Scan the data below. Pull out each line where "components" occurs.

# # #

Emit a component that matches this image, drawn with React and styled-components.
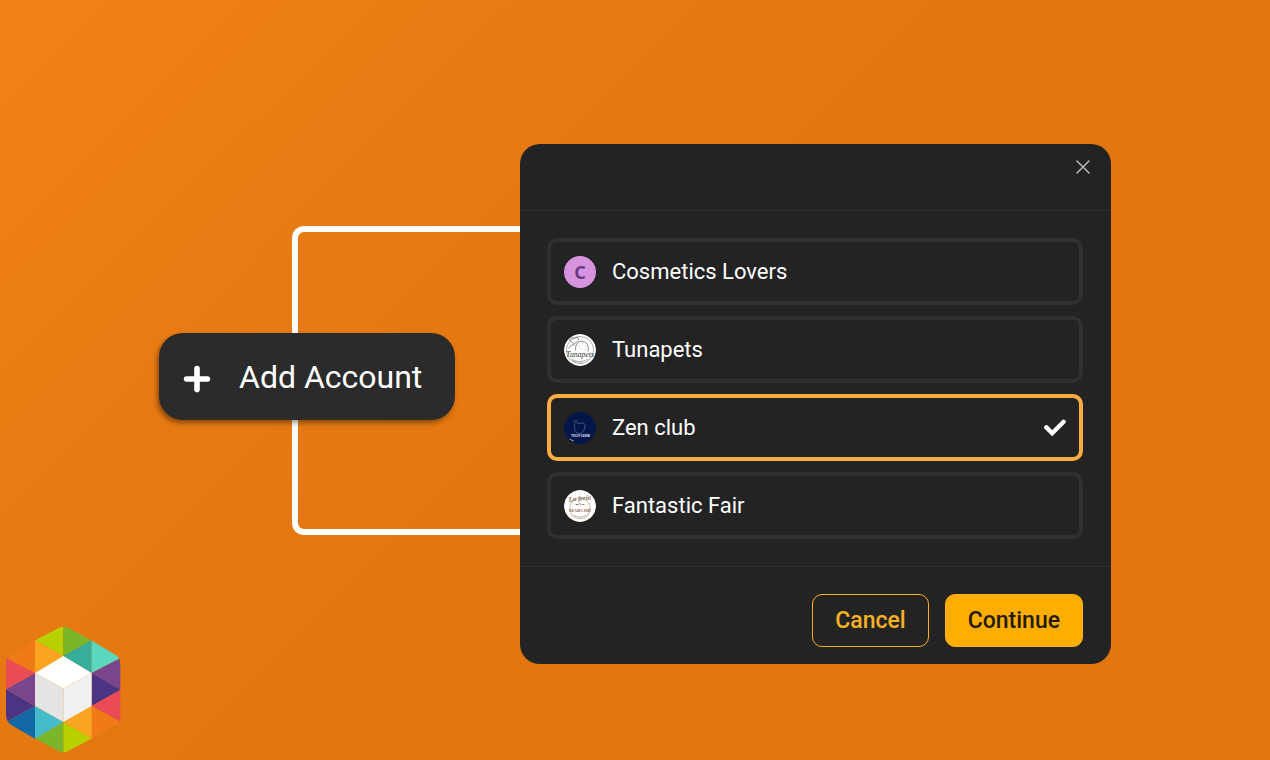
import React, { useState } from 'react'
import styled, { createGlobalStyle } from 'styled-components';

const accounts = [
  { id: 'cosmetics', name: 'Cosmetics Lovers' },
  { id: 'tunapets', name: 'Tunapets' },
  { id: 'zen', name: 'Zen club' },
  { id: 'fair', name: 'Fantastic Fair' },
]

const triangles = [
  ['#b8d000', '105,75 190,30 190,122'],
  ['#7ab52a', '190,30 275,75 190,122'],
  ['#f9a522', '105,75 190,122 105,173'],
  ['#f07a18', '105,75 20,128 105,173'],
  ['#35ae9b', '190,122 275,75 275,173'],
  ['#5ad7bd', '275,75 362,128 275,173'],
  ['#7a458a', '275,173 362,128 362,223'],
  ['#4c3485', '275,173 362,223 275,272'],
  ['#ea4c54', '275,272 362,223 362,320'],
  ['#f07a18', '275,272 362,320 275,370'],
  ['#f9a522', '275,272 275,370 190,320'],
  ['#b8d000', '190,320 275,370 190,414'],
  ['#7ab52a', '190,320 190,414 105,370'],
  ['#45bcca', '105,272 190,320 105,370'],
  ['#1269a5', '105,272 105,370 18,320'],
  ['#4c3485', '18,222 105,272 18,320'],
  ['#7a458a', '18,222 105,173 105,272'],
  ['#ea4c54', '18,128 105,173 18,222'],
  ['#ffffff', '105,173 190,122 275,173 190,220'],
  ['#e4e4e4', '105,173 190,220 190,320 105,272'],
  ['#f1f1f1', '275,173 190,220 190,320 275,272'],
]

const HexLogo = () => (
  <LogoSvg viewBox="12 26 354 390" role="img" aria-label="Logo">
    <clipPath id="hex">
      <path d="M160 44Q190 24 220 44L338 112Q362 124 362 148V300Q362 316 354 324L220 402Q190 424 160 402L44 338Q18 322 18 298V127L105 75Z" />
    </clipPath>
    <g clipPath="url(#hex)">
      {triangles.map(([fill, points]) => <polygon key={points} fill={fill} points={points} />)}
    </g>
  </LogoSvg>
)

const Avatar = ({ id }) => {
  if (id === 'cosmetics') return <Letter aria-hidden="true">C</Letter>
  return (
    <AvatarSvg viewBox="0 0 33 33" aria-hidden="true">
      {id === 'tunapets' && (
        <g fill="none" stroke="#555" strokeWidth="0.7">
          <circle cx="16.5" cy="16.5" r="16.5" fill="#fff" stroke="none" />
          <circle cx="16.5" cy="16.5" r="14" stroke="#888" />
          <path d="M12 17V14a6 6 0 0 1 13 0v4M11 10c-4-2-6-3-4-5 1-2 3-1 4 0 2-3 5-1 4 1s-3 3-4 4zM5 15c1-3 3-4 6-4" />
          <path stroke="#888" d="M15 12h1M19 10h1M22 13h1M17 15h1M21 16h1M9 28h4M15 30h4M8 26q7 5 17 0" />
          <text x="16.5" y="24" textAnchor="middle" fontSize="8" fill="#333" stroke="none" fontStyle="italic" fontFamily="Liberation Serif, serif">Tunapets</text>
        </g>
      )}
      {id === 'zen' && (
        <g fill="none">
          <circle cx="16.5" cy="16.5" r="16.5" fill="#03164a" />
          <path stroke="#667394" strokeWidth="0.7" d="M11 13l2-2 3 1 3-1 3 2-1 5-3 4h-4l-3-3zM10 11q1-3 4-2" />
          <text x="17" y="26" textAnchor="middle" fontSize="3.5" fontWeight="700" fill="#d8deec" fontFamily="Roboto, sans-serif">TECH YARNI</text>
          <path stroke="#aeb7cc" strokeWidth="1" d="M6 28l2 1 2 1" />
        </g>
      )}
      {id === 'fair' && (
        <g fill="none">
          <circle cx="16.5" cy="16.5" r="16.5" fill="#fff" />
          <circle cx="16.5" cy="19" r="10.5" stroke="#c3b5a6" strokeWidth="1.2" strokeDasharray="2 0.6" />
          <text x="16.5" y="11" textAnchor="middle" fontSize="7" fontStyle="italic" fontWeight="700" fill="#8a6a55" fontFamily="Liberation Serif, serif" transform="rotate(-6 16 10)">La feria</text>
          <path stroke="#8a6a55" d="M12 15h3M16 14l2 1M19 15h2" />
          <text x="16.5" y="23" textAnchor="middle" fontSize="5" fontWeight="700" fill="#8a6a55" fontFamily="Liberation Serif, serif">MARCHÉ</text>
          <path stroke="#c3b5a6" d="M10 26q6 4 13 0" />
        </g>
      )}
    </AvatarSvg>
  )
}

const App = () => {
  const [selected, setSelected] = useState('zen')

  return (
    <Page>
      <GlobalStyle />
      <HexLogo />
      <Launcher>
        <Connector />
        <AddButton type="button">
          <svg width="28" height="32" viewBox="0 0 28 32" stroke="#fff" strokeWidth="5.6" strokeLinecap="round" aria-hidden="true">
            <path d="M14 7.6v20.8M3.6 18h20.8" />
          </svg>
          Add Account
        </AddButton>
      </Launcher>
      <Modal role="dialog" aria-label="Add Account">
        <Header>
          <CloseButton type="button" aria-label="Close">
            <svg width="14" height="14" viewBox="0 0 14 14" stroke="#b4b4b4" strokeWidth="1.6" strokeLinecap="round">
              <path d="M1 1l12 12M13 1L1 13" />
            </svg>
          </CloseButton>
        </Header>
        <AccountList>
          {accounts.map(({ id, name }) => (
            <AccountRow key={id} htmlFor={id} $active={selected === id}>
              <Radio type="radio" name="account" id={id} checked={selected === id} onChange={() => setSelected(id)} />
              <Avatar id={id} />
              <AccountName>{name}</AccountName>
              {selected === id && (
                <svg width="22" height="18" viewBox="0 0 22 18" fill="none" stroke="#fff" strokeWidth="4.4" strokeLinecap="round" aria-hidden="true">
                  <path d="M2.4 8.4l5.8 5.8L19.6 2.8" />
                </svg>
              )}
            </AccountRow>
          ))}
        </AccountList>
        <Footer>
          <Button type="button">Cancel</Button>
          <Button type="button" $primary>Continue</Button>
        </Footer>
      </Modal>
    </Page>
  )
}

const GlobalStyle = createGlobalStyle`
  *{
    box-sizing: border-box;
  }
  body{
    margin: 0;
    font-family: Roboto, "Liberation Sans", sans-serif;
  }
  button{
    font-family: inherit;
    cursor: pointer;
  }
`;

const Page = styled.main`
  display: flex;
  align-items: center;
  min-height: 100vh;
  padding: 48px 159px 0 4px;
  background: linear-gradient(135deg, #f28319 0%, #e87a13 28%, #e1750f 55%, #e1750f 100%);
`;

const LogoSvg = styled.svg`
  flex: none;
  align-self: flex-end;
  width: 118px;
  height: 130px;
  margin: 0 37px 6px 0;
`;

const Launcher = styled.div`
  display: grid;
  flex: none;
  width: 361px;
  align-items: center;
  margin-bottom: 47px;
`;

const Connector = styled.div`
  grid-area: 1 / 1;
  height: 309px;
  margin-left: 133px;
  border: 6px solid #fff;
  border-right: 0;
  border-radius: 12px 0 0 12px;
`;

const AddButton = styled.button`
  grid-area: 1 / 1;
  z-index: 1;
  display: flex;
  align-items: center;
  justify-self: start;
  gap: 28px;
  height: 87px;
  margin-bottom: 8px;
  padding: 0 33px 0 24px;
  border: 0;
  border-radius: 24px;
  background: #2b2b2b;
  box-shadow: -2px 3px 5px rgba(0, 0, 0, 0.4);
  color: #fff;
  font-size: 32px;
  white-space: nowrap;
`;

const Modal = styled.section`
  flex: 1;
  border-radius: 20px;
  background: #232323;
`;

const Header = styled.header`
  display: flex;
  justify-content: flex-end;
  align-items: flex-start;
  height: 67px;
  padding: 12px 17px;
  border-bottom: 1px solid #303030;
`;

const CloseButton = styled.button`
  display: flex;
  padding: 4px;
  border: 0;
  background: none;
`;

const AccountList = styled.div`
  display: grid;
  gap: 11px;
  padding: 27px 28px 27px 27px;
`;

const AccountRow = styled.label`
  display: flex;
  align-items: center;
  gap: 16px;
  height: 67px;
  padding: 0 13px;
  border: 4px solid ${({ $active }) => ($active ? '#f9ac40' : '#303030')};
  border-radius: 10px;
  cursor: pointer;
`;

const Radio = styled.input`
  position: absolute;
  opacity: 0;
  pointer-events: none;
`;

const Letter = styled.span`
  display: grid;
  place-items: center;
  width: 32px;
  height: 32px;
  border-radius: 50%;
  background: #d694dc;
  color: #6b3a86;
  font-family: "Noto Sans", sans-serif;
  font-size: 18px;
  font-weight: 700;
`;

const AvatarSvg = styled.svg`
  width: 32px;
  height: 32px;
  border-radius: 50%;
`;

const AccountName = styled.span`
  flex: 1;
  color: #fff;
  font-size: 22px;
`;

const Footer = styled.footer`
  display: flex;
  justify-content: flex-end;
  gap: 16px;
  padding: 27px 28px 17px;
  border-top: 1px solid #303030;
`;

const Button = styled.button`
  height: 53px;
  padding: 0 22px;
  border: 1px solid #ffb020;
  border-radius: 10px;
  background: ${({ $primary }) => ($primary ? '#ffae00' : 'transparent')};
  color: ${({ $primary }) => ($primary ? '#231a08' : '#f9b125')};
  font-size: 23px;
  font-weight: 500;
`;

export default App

# # #

→ **THE SOLUTION**:
Emit a component that matches this image, drawn with React and styled-components.
import styled, { createGlobalStyle } from 'styled-components';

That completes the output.